Hmm, I don't think it's a matter of bowing down before anything, though.
I can only speak for myself of course, but from what I can see nobody is claiming that modern mainstream medicine always gets it right and never produces adverse results. Or that there are no problems it cannot solve and that all the doctors and nurses practising it have passed an official no idiocy test before receiving perfect training.
In my view what matters is the acceptance of the idea that medicine (and science in general IMO) should be evidence based. The demand that claims be backed up with something more than assertions that "it works".
Some ideas may simply be crazy. If a person honestly believes that 2+2=5 "just feel right" this may not have much of an impact on the rest of us.

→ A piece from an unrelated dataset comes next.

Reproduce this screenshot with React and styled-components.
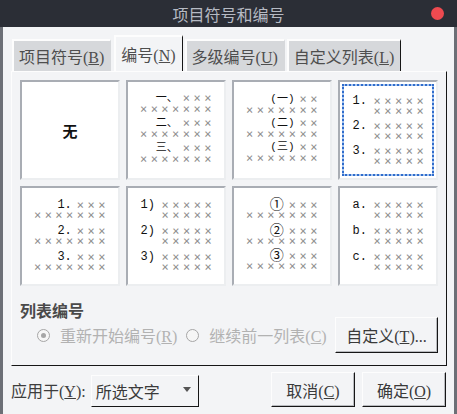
import React from 'react'
import styled, { createGlobalStyle } from 'styled-components'

const GlobalStyle = createGlobalStyle`
  html, body {
    margin: 0;
    padding: 0;
    background: #f3f4f6;
  }
  body {
    font-family: "Liberation Serif", "Noto Sans CJK SC", serif;
    color: #3d3d3d;
  }
`

const Window = styled.div`
  width: 457px;
  height: 414px;
  display: flex;
  flex-direction: column;
  overflow: hidden;
  background: #f3f4f6;
`

const TitleBar = styled.div`
  flex: none;
  height: 27px;
  background: #2b2e36;
  display: grid;
  grid-template-columns: 1fr auto 1fr;
  align-items: center;
`

const Title = styled.div`
  grid-column: 2;
  color: #b6bac3;
  font-size: 16px;
  font-family: "Noto Sans CJK SC", sans-serif;
`

const CloseDot = styled.span`
  grid-column: 3;
  justify-self: end;
  margin-right: 13px;
  width: 13px;
  height: 13px;
  border-radius: 50%;
  background: #ee4a50;
`

const Body = styled.div`
  flex: 1;
  display: flex;
  flex-direction: column;
  border-left: 3px solid #6c6f76;
  border-right: 3px solid #6c6f76;
  padding: 8px 7px 0 8px;
`

const Tabs = styled.div`
  display: flex;
  align-items: flex-end;
  gap: 2px;
  height: 36px;
  margin-left: 1px;
`

const Tab = styled.div`
  box-sizing: border-box;
  height: ${p => (p.$active ? 36 : 32)}px;
  padding: 0 6px 0 5px;
  display: flex;
  align-items: center;
  font-size: 16px;
  color: #4e4e4e;
  white-space: nowrap;
  background: ${p => (p.$active ? '#f3f4f6' : '#d6d8db')};
  border-top: 2px solid #fdfdfd;
  border-left: 2px solid #fdfdfd;
  border-right: 1px solid ${p => (p.$edge ? '#161616' : 'transparent')};
  margin-left: ${p => (p.$active ? 1 : 0)}px;
`

const Panel = styled.div`
  box-sizing: border-box;
  width: 436px;
  border-top: 1px solid #fdfdfd;
  border-left: 1px solid #fdfdfd;
  border-right: 1px solid #161616;
  border-bottom: 1px solid #161616;
  padding: 8px 8px 12px 8px;
`

const Grid = styled.div`
  display: grid;
  grid-template-columns: repeat(4, 100px);
  grid-auto-rows: 100px;
  gap: 6px;
`

const Cell = styled.div`
  position: relative;
  box-sizing: border-box;
  background: #fff;
  border-top: 2px solid #a9adb4;
  border-left: 2px solid #a9adb4;
  border-right: 2px solid #eceef0;
  border-bottom: 2px solid #eceef0;
  display: flex;
  flex-direction: column;
  align-items: center;
  justify-content: ${p => (p.$center ? 'center' : 'flex-start')};
  padding-top: ${p => p.$top || 0}px;
  gap: ${p => p.$gap || 0}px;

  ${p => p.$selected && `
    &::after {
      content: "";
      position: absolute;
      inset: 2px;
      border: 2px solid #a8c5ee;
      outline: 2px dotted #2f6ccc;
      outline-offset: -2px;
    }
  `}
`

const NoneMark = styled.span`
  font-family: "Noto Sans CJK SC", sans-serif;
  font-weight: 700;
  font-size: 15px;
  color: #111;
`

const Xs = styled.span`
  font-family: "DejaVu Sans Mono", monospace;
  font-size: 12px;
  line-height: 10px;
  color: #8e8e8e;
  letter-spacing: 3.5px;
  margin-right: -3.5px;
  white-space: nowrap;
`

const Mark = styled.span`
  font-family: "Liberation Mono", "Noto Sans CJK SC", monospace;
  font-size: ${p => p.$size || 12}px;
  line-height: 10px;
  color: #111;
  white-space: nowrap;
`

const RightGroup = styled.div`
  width: 71px;
  display: flex;
  flex-direction: column;
  align-items: flex-end;

  & > div {
    height: ${p => p.$lh}px;
    display: flex;
    align-items: center;
    gap: 5px;
  }
`

const HangGroup = styled.div`
  width: 71px;
  display: grid;
  grid-template-columns: 21px auto;
  grid-auto-rows: ${p => p.$lh}px;
  align-items: center;
`

const Section = styled.div`
  margin-top: 18px;
`

const SectionLabel = styled.div`
  font-size: 16px;
  line-height: 13px;
  font-weight: 700;
  color: #4a4a4a;
  font-family: "Noto Sans CJK SC", sans-serif;
`

const Row = styled.div`
  display: flex;
  align-items: center;
  height: 36px;
`

const RadioOption = styled.label`
  display: flex;
  align-items: center;
  gap: 10px;
  margin-left: ${p => (p.$first ? 17 : 9)}px;
  font-size: 16px;
  color: #b2b2b2;
  white-space: nowrap;
`

const RadioDot = styled.span`
  box-sizing: border-box;
  width: 13px;
  height: 13px;
  border-radius: 50%;
  border: 1px solid #a6a6a6;
  background: #f6f6f6;
  display: grid;
  place-items: center;

  &::before {
    content: "";
    width: 5px;
    height: 5px;
    border-radius: 50%;
    background: ${p => (p.$checked ? '#a6a6a6' : 'transparent')};
  }
`

const Button = styled.div`
  box-sizing: border-box;
  width: ${p => p.$w}px;
  height: ${p => p.$h}px;
  display: flex;
  align-items: center;
  justify-content: center;
  font-size: 16px;
  color: #3a3a3a;
  white-space: nowrap;
  background: #f3f4f6;
  border-top: 1px solid #fdfdfd;
  border-left: 1px solid #fdfdfd;
  border-right: 1px solid #161616;
  border-bottom: 1px solid #161616;
  box-shadow: inset -1px -1px 0 #b9bbbf;
`

const BottomBar = styled.div`
  flex: 1;
  display: flex;
  align-items: center;
  padding-right: 1px;
  gap: 7px;
  padding-bottom: 1px;
`

const ApplyLabel = styled.span`
  font-size: 16px;
  color: #3d3d3d;
  margin-right: -2px;
`

const Select = styled.div`
  box-sizing: border-box;
  width: 108px;
  height: 32px;
  padding: 0 7px 0 4px;
  margin-top: 2px;
  display: flex;
  align-items: center;
  justify-content: space-between;
  font-size: 16px;
  color: #3a3a3a;
  background: #f3f4f6;
  border-top: 1px solid #fdfdfd;
  border-left: 1px solid #fdfdfd;
  border-right: 1px solid #161616;
  border-bottom: 1px solid #161616;
`

const Caret = styled.span`
  width: 0;
  height: 0;
  border-left: 4px solid transparent;
  border-right: 4px solid transparent;
  border-top: 5px solid #555;
  margin-top: -3px;
`

const Spacer = styled.span`
  flex: 1;
`

const styles = [
  { kind: 'none' },
  { kind: 'right', marks: ['一、', '二、', '三、'], head: 3, top: 10, lh: 11, gap: 3, size: 11 },
  { kind: 'right', marks: ['(一)', '(二)', '(三)'], head: 2, top: 11, lh: 11, gap: 2, size: 11 },
  { kind: 'hang', marks: ['1.', '2.', '3.'], top: 14, lh: 10, gap: 5, selected: true },
  { kind: 'right', marks: ['1.', '2.', '3.'], head: 3, top: 12, lh: 10, gap: 6 },
  { kind: 'hang', marks: ['1)', '2)', '3)'], top: 12, lh: 10, gap: 6 },
  { kind: 'right', marks: ['①', '②', '③'], head: 3, top: 12, lh: 10, gap: 5.5, size: 14 },
  { kind: 'hang', marks: ['a.', 'b.', 'c.'], top: 12, lh: 10, gap: 6 },
]

const xs = n => '×'.repeat(n)

const StyleCell = ({ s }) => {
  if (s.kind === 'none') {
    return (
      <Cell $center>
        <NoneMark>无</NoneMark>
      </Cell>
    )
  }
  return (
    <Cell $top={s.top} $gap={s.gap} $selected={s.selected}>
      {s.marks.map(m =>
        s.kind === 'right' ? (
          <RightGroup key={m} $lh={s.lh}>
            <div>
              <Mark $size={s.size}>{m}</Mark>
              <Xs>{xs(s.head)}</Xs>
            </div>
            <div>
              <Xs>{xs(7)}</Xs>
            </div>
          </RightGroup>
        ) : (
          <HangGroup key={m} $lh={s.lh}>
            <Mark>{m}</Mark>
            <Xs>{xs(5)}</Xs>
            <span />
            <Xs>{xs(5)}</Xs>
          </HangGroup>
        )
      )}
    </Cell>
  )
}

const App = () => {
  return (
    <>
      <GlobalStyle />
      <Window>
        <TitleBar>
          <Title>项目符号和编号</Title>
          <CloseDot />
        </TitleBar>
        <Body>
          <Tabs>
            <Tab><span>项目符号(<u>B</u>)</span></Tab>
            <Tab $active $edge><span>编号(<u>N</u>)</span></Tab>
            <Tab><span>多级编号(<u>U</u>)</span></Tab>
            <Tab $edge><span>自定义列表(<u>L</u>)</span></Tab>
          </Tabs>
          <Panel>
            <Grid>
              {styles.map((s, i) => (
                <StyleCell key={i} s={s} />
              ))}
            </Grid>
            <Section>
              <SectionLabel>列表编号</SectionLabel>
              <Row>
                <RadioOption $first>
                  <RadioDot $checked />
                  <span>重新开始编号(<u>R</u>)</span>
                </RadioOption>
                <RadioOption>
                  <RadioDot />
                  <span>继续前一列表(<u>C</u>)</span>
                </RadioOption>
                <Spacer />
                <Button $w={103} $h={36}><span>自定义(<u>T</u>)...</span></Button>
              </Row>
            </Section>
          </Panel>
          <BottomBar>
            <ApplyLabel>应用于(<u>Y</u>):</ApplyLabel>
            <Select>
              <span>所选文字</span>
              <Caret />
            </Select>
            <Spacer />
            <Button $w={84} $h={35}><span>取消(<u>C</u>)</span></Button>
            <Button $w={84} $h={35}><span>确定(<u>O</u>)</span></Button>
          </BottomBar>
        </Body>
      </Window>
    </>
  )
}

export default App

In other instances though, people's insistence on their special woo can range from extremely selfish to downright dangerous.
One of my all time favourites in this respect is the whole anti vaccines thing: so you're basically refusing to vaccinate your children because of potential adverse effects? At the same time you're relying on them not getting polio because almost everybody else has vaccinated their own children against it and it therefore not being something they cold catch in many places.
This is only not unethical if you'd do the same thing in a country where polio occurrence is actually high, i.e. if you think polio itself is less risky than the vaccine. Otherwise it's simply cynical exploitation of the fact that other people's children shoulder the supposed risk for yours too.